前置きが長くなったが、もう一度マルコがこの福音書の最初に記した言葉を、「最初の一文を書いた時、その作品のラストが決まる」という言葉と共に思い出したい。
マルコは福音書を読み終えた読者にもう一度この言葉を読んでほしくて、こう書いたのだ──これが「イエス・キリストの福音の初め。」なのだ、と。
マルコは徹底的に、イエスとは何者なのかについて客観的に描き出している。それは、信仰というものが、神と自分との間にある究極的に個人的な関係性であるからだ。マルコは徹底的にイエスの正体をイエス本人に答え合わせをさせないまま、物語を語り終える。復活という神の子でなければありえない奇跡を、婦人たちの恐怖という一般的な反応で締めくくる。それは、イエスとは何者かという問いに対する答えが、一人一人にとって自由であるというメッセージなのだ。
だから、イエスの生涯全て、その言葉のすべてを総覧した、誰でもないあなたにとって、イエスとは何者であったのか?という問いをもって、改めてこの福音書を読み進めることができるように──何度でも読み返すことを前提として──この最初の一言をマルコは記したのだ。
福音書の中で、イエスという人はいろんな人々と関わり合っている。社会から、人々から一方的に蔑まれていた人。治らない病を抱えて人々から遠ざけられていた人。生きるために仕方なく、公言できないような仕事をしなければならなかった人。自分の正しさに溺れ、自分に従わない者を殺してしまおうと考えた人。自分の保身と相手への勝手な期待が裏切られたからと、お金で人を売ってしまった人、自分の弱さを突きつけられ、そこに向き合うことが出来ずに逃げ出してしまった人……。
三者三様、千差万別の反応が記されている。そして福音書を二度、三度と読み返していく中で、そのような彼らの姿に、「これはわたしだ」と重なっていく人が、必ず見つかるのだ。

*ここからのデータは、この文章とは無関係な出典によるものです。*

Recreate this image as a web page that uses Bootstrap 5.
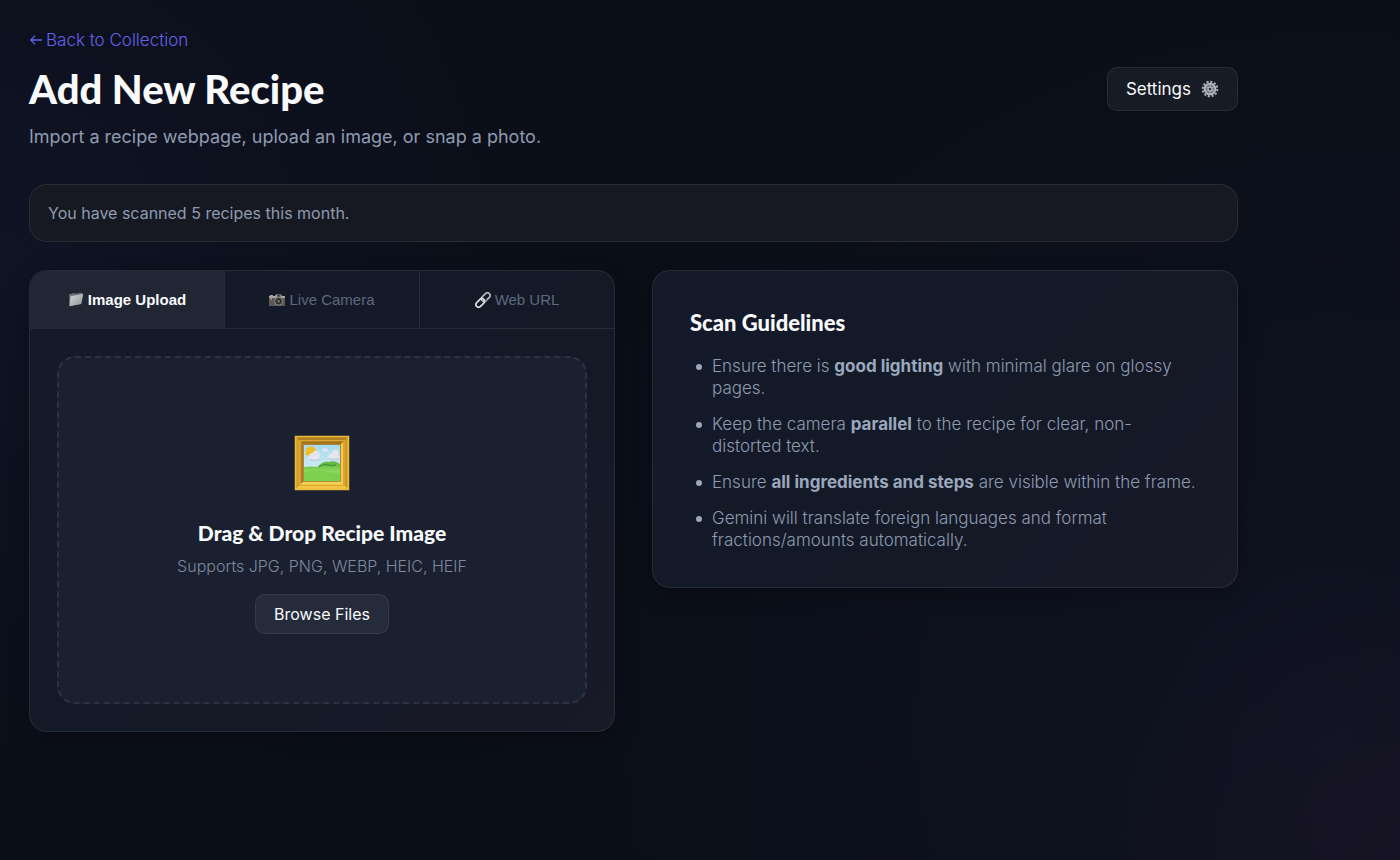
<!DOCTYPE html>
<html lang="en" data-bs-theme="dark">
<head>
<meta charset="utf-8">
<meta name="viewport" content="width=device-width, initial-scale=1">
<title>Add New Recipe</title>
<link href="https://cdn.jsdelivr.net/npm/bootstrap@5.3.0/dist/css/bootstrap.min.css" rel="stylesheet">
<style>
  :root {
    --ink: #f8fafc;
    --muted: #8f9bb0;
    --line: rgba(255, 255, 255, .08);
  }
  body {
    min-height: 100vh;
    font-family: "Inter", sans-serif;
    font-size: 17px;
    line-height: 22px;
    color: var(--muted);
    background:
      radial-gradient(circle at 100% 100%, rgba(236, 72, 153, .04), transparent 18%),
      radial-gradient(circle at 0 30%, rgba(99, 102, 241, .06), transparent 40%),
      radial-gradient(circle at 95% 85%, rgba(99, 92, 200, .06), transparent 60%),
      #0a0e17;
    background-attachment: fixed;
  }
  .page { max-width: 1267px; padding: 28px 29px; }
  .back-link { color: #6361e8; font-size: 17px; line-height: 24px; font-weight: 300; width: fit-content; }
  h1, h2, h3 { color: var(--ink); font-family: "Lato", sans-serif; margin: 0; }
  h1 { font-size: 40px; line-height: 48px; font-weight: 900; margin-top: 13px; }
  h2 { font-size: 22px; line-height: 28px; font-weight: 900; }
  h3 { font-size: 21px; line-height: 28px; font-weight: 900; }
  .lede { font-size: 18px; line-height: 24px; font-weight: 400; margin: 12px 0 0; }
  .page-head { margin-bottom: 35px; }
  .soft-btn {
    --bs-btn-color: var(--ink);
    --bs-btn-bg: rgba(255, 255, 255, .05);
    --bs-btn-border-color: var(--line);
    --bs-btn-hover-color: #fff;
    --bs-btn-hover-bg: rgba(255, 255, 255, .1);
    --bs-btn-hover-border-color: var(--line);
    --bs-btn-border-radius: 10px;
    --bs-btn-padding-x: 18px;
    --bs-btn-padding-y: 8px;
    --bs-btn-font-size: 16px;
    line-height: 22px;
  }
  .settings-btn { --bs-btn-padding-y: 10px; --bs-btn-font-size: 17px; gap: 10px; }
  .usage-note {
    padding: 17px 18px; font-size: 16px; font-weight: 400;
    background: #161922; border: 1px solid var(--line); border-radius: 18px;
    margin-bottom: 28px;
  }
  .panels { --bs-gutter-x: 37px; }
  .panel {
    background: linear-gradient(135deg, #141a2a, #131926 50%, #191928);
    border: 1px solid var(--line); border-radius: 18px;
    box-shadow: 0 6px 20px rgba(0, 0, 0, .25);
  }
  .source-tabs { border-bottom: 1px solid var(--line); }
  .source-tabs .nav-link {
    height: 57px; padding: 0; border: 0; border-radius: 0; background: transparent;
    font: 400 15px/22px "Liberation Sans", Arial, sans-serif;
    color: #5d697e;
  }
  .source-tabs .nav-item + .nav-item { border-left: 1px solid var(--line); }
  .source-tabs .nav-link.active { color: var(--ink); font-weight: 700; background: #212634; }
  .drop-wrap { padding: 27px; }
  .dropzone {
    padding: 77px 16px 68px;
    background: #1a2030; border: 2px dashed #2c3240; border-radius: 18px;
  }
  .dropzone h3 { margin-top: 28px; }
  .formats { font-size: 16px; font-weight: 300; color: #7d899e; margin: 8px 0 17px; }
  .guide { padding: 38px 37px 36px; }
  .guide ul { margin: 18px 0 0; padding-left: 22px; font-weight: 300; }
  .guide li + li { margin-top: 14px; }
  .guide li::before {
    content: ""; display: inline-block; vertical-align: middle;
    width: 6px; height: 6px; margin: 0 10px 0 -16px;
    border-radius: 50%; background: #9aa7bd;
  }
  .guide strong { font-weight: 700; color: #9aa7bd; }
</style>
</head>
<body>
<main class="page">
  <header class="page-head d-flex justify-content-between align-items-center gap-3">
    <div>
      <a href="#" class="back-link d-flex align-items-center text-decoration-none">
        <svg width="17" height="16" viewBox="0 0 17 16" fill="none" stroke="currentColor" stroke-width="1.3" aria-hidden="true"><path d="M13 8H2M6.2 3.6 1.8 8l4.4 4.4"/></svg>Back to Collection</a>
      <h1>Add New Recipe</h1>
      <p class="lede">Import a recipe webpage, upload an image, or snap a photo.</p>
    </div>
    <button type="button" class="btn soft-btn settings-btn d-flex align-items-center flex-shrink-0">Settings
      <svg width="18" height="18" viewBox="0 0 18 18" aria-hidden="true">
        <circle cx="9" cy="9" r="7.3" fill="none" stroke="#a7adb5" stroke-width="2" stroke-dasharray="2.2 1.62"/>
        <circle cx="9" cy="9" r="5.4" fill="#70767f" stroke="#b4bac2" stroke-width="1.8"/>
        <path d="M9 4v10M4.6 6.5l8.8 5M4.6 11.5l8.8-5" stroke="#a5abb3" stroke-width="1"/>
        <circle cx="9" cy="9" r="2" fill="#30353d" stroke="#d0d4d9" stroke-width="1"/>
      </svg>
    </button>
  </header>

  <div class="usage-note" role="status">You have scanned 5 recipes this month.</div>

  <div class="row panels gy-4 align-items-start">
    <div class="col-12 col-md-6">
      <section class="panel overflow-hidden">
        <ul class="nav nav-fill nav-justified source-tabs" role="tablist">
          <li class="nav-item" role="presentation"><button type="button" role="tab" aria-selected="true" class="nav-link active d-flex align-items-center justify-content-center gap-1">
            <svg width="16" height="16" viewBox="0 0 16 16" aria-hidden="true"><defs><linearGradient id="folder" x1="0" y1="0" x2="1" y2="1"><stop stop-color="#d5d8da"/><stop offset="1" stop-color="#8e9497"/></linearGradient></defs><path d="M1 2.6 6 .9l1 .8 7-1 .6 1.6L13 12 1.6 14Z" fill="#6f7679"/><path d="M2.6 4.2 15.2 2 13.3 12 1.4 14.3Z" fill="url(#folder)"/></svg>Image Upload</button></li>
          <li class="nav-item" role="presentation"><button type="button" role="tab" aria-selected="false" class="nav-link d-flex align-items-center justify-content-center gap-1">
            <svg width="16" height="14" viewBox="0 0 16 14" aria-hidden="true"><path d="M0 3h1V2h3v1h2l1-1.5h5L13 3h3v10H0Z" fill="#5a5955"/><path d="M0 3h1V2h3v1h2l1-1.5h5L13 3h3v2H0Z" fill="#a9a69e"/><path d="M8 1.8h3.5v2H8Z" fill="#3c3b39"/><circle cx="9.7" cy="8.3" r="4" fill="#3a3a39" stroke="#8d8b86"/><circle cx="9.7" cy="8.3" r="2" fill="#6c6d70" stroke="#222"/><path d="M1 5.5h2v1H1Z" fill="#c9b56c"/></svg>Live Camera</button></li>
          <li class="nav-item" role="presentation"><button type="button" role="tab" aria-selected="false" class="nav-link d-flex align-items-center justify-content-center gap-1">
            <svg width="16" height="16" viewBox="0 0 16 16" fill="none" aria-hidden="true"><g transform="rotate(-45 8 8)" stroke-width="1.6"><rect x="7" y="5.2" width="10" height="5.4" rx="2.7" stroke="#b7bcc0"/><rect x="-1" y="5.4" width="10" height="5.4" rx="2.7" stroke="#dfe2e4"/><path d="M8.8 10.5h2.8" stroke="#8a9095"/></g></svg>Web URL</button></li>
        </ul>
        <div class="drop-wrap">
          <div class="dropzone text-center">
            <svg class="d-block mx-auto" width="56" height="56" viewBox="0 0 56 56" aria-hidden="true">
              <defs>
                <linearGradient id="sky" x1="0" y1="0" x2="0" y2="1"><stop stop-color="#a5d8ee"/><stop offset="1" stop-color="#e6f4f5"/></linearGradient>
                <linearGradient id="hill" x1="0" y1="0" x2="0" y2="1"><stop stop-color="#5fb23c"/><stop offset=".5" stop-color="#8ad95c"/><stop offset="1" stop-color="#69c53f"/></linearGradient>
              </defs>
              <path d="M1 1h54v54H1Z" fill="#dfa62a"/>
              <path d="M1 1h54l-9 9H10Z" fill="#b5821f"/>
              <path d="M1 1v54l9-9V10Z" fill="#d3a02f"/>
              <path d="M1 55h54l-9-9H10Z" fill="#f3c544"/>
              <path d="M1.5 1.5h53v53h-53Z" fill="none" stroke="#e9b93a" stroke-width="1.5"/>
              <path d="M4 4h48v48" fill="none" stroke="#a87a20" stroke-width=".6"/>
              <path d="M5.5 5.5h45v45h-45Z" fill="none" stroke="#dca633" stroke-width="1.2"/>
              <path d="M8 48h40V8" fill="none" stroke="#f8d75c" stroke-width="1.5"/>
              <path d="M8 48V8h40" fill="none" stroke="#8c651b" stroke-width="1.2"/>
              <path d="M9.5 9.5h37v37h-37Z" fill="url(#sky)" stroke="#a47b26" stroke-width=".8"/>
              <path d="m15 11 2 1 2-1 1 2 2 1-1 2 1 2-2 1-1 2-2-1-2 2-1-2-3 0 1-2-1-2 2-1-1-2 2 0Z" fill="#f2bd23"/>
              <g fill="#e4e6ef"><ellipse cx="20" cy="23" rx="6" ry="2.6"/><circle cx="18" cy="21" r="2.8"/><circle cx="22" cy="19.5" r="3.8"/><ellipse cx="40" cy="22" rx="6" ry="2.6"/><circle cx="41.5" cy="18" r="3.2"/><circle cx="37.5" cy="20.5" r="2.4"/><ellipse cx="31" cy="15" rx="3" ry="1.7"/></g>
              <path d="M16 24.5q5 2 10-.5M35 23.5q5 2 10 0" fill="none" stroke="#bfc4da"/>
              <path d="M10 32q7-1 13 0 6-6 12-5 6-2 11 2v17H10Z" fill="url(#hill)"/>
              <path d="M25 31.5q5-2.5 9-1.5t8 0" fill="none" stroke="#459c38" stroke-width="1.3"/>
              <path d="M10 38q14-6 36 3v5H10Z" fill="#7bd14d"/>
            </svg>
            <h3>Drag &amp; Drop Recipe Image</h3>
            <p class="formats">Supports JPG, PNG, WEBP, HEIC, HEIF</p>
            <button type="button" class="btn soft-btn">Browse Files</button>
          </div>
        </div>
      </section>
    </div>
    <div class="col-12 col-md-6">
      <section class="panel guide">
        <h2>Scan Guidelines</h2>
        <ul class="list-unstyled">
          <li>Ensure there is <strong>good lighting</strong> with minimal glare on glossy pages.</li>
          <li>Keep the camera <strong>parallel</strong> to the recipe for clear, non-distorted text.</li>
          <li>Ensure <strong>all ingredients and steps</strong> are visible within the frame.</li>
          <li>Gemini will translate foreign languages and format fractions/amounts automatically.</li>
        </ul>
      </section>
    </div>
  </div>
</main>
<script src="https://cdn.jsdelivr.net/npm/bootstrap@5.3.0/dist/js/bootstrap.bundle.min.js"></script>
</body>
</html>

だからこそ、そのようなあなたにイエスは関わろうとしてくださっていることを、マルコは福音書に記そうとしたのだ。
あなたが信じていようと、そうでなくてもいい。自分にとってイエスとはこのような方だと、自由に捉えてもらってかまわない。神の子はそれでも、そんなあなたを救おうとその手を伸ばしている。その事実を、鮮やかに描き出すために、マルコはこのようにイエスを記したのだ。
──「イエス・キリストの福音の初め。」
この福音書の一文を読み始めるとき、あなたとイエスとの物語は始まるのだ。
+++
*マルコによる福音書、といわれているが、オリジナルにはタイトルは含まれていない。もっと言えば、この福音書を直弟子のマルコ本人が書いたという確証もなく、マルコの名を借りて誰かが書いたという説が有力である。